** start of SOURCE MATERIAL **
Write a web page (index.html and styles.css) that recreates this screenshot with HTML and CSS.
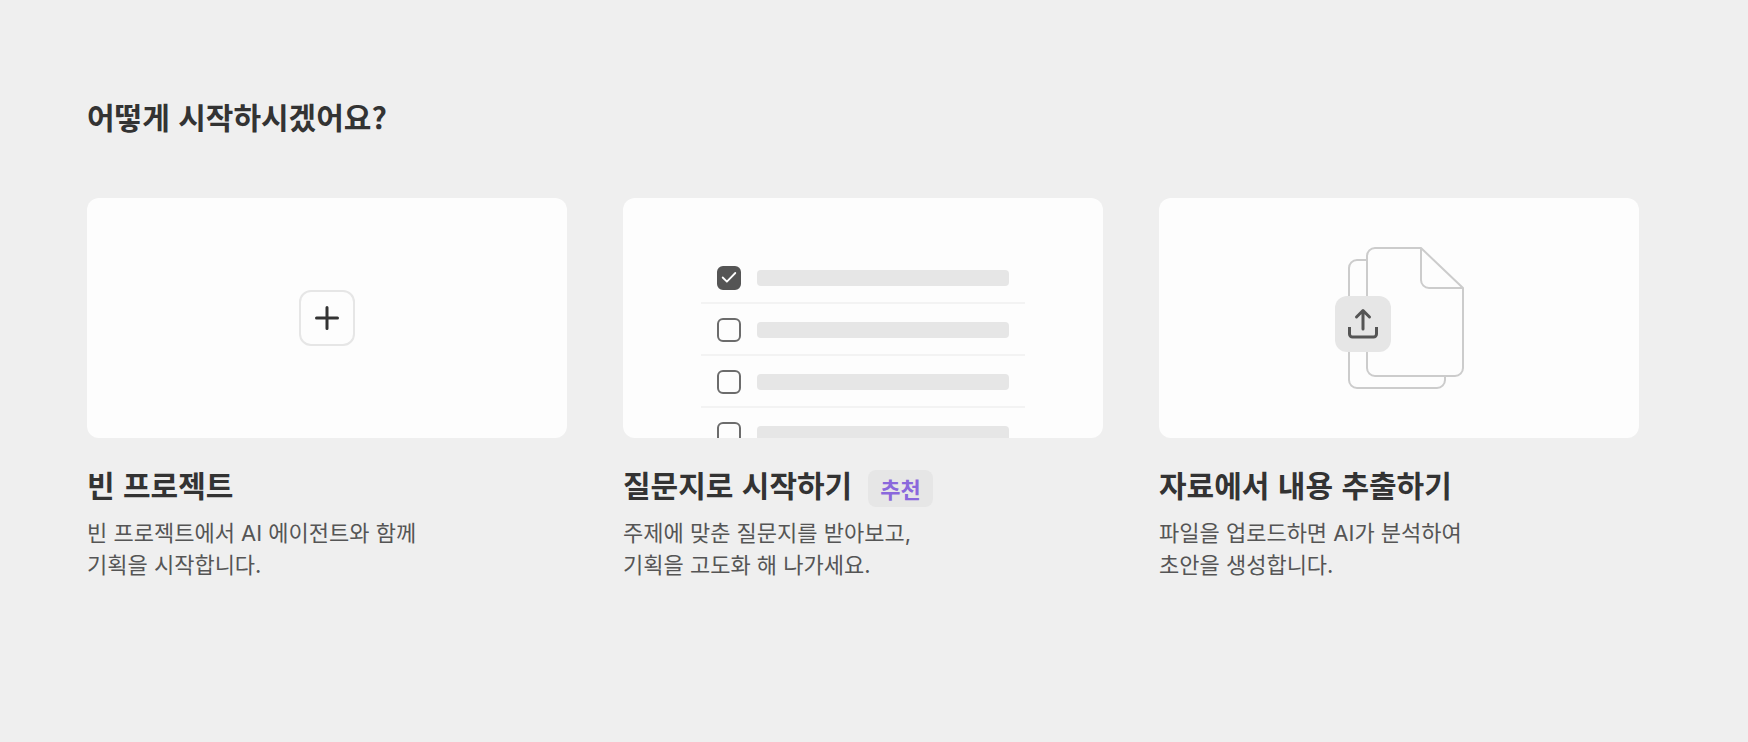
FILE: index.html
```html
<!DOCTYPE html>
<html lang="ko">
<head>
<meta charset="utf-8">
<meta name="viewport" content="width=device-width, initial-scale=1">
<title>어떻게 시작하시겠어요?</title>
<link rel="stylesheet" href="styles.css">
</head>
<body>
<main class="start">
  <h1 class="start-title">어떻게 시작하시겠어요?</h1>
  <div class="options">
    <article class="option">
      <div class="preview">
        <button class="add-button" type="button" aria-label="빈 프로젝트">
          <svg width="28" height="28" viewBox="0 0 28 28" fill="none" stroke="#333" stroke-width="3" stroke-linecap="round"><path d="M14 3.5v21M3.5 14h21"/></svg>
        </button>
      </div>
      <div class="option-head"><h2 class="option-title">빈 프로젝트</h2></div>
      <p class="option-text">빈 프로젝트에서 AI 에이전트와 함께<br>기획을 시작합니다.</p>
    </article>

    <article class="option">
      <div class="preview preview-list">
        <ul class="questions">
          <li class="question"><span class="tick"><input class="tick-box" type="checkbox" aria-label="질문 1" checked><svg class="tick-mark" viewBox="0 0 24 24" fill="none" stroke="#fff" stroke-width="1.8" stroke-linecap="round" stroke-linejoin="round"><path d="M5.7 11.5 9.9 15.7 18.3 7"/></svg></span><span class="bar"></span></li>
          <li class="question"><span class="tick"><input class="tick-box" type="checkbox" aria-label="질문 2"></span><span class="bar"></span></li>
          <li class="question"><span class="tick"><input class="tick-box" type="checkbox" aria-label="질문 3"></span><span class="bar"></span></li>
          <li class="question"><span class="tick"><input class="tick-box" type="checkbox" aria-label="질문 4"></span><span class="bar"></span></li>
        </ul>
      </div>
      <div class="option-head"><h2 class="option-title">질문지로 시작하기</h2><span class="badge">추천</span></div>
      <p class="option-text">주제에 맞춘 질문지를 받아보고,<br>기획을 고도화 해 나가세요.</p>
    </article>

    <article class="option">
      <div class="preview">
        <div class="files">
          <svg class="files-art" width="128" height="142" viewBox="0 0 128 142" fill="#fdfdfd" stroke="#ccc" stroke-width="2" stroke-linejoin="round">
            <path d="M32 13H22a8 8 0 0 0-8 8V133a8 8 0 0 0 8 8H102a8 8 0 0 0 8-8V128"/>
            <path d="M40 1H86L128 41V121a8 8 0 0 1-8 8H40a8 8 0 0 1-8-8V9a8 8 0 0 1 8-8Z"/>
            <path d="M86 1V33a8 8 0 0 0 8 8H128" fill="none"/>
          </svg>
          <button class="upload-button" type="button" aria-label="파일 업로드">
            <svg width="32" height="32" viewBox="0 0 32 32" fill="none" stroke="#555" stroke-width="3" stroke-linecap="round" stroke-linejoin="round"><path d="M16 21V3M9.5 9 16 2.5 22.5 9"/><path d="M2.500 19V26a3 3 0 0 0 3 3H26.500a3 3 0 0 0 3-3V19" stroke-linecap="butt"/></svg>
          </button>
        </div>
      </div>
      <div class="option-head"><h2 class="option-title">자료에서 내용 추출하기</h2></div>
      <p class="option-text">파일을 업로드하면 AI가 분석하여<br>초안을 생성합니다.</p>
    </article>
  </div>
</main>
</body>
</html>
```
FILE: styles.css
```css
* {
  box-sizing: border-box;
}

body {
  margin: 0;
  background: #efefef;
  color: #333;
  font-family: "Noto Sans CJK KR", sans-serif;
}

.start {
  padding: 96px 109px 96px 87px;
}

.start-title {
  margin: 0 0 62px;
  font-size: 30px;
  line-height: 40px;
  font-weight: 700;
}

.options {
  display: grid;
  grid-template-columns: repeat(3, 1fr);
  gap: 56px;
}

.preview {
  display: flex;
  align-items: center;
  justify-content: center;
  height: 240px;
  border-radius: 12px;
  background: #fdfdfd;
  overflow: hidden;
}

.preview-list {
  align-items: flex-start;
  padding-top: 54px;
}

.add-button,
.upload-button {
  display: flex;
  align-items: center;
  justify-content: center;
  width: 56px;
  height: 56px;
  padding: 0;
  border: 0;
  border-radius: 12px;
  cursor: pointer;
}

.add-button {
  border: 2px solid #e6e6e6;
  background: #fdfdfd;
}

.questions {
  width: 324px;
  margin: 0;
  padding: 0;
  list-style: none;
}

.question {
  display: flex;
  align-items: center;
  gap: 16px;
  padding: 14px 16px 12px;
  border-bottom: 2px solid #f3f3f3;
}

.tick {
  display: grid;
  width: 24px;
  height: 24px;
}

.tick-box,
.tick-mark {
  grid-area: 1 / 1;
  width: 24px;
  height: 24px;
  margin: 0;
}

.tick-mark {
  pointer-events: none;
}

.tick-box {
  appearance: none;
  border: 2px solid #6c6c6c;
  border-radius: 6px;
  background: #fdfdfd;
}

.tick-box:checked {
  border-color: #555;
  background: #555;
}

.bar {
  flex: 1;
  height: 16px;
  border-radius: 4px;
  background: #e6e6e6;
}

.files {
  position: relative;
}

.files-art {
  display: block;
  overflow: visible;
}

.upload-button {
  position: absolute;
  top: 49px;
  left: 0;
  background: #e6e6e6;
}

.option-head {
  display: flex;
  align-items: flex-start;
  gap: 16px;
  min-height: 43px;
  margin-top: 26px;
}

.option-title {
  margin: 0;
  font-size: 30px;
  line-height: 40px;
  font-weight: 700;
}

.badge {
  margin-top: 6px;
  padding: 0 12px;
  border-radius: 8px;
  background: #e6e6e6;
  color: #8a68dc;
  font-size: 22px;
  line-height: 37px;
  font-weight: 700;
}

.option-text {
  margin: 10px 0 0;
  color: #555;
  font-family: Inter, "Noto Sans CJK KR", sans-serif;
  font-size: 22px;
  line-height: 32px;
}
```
** end of SOURCE MATERIAL **
### CHALLENGE:
Every line that holds the word "index" should be extracted.

### EXERCISE RESPONSE:
Write a web page (index.html and styles.css) that recreates this screenshot with HTML and CSS.
FILE: index.html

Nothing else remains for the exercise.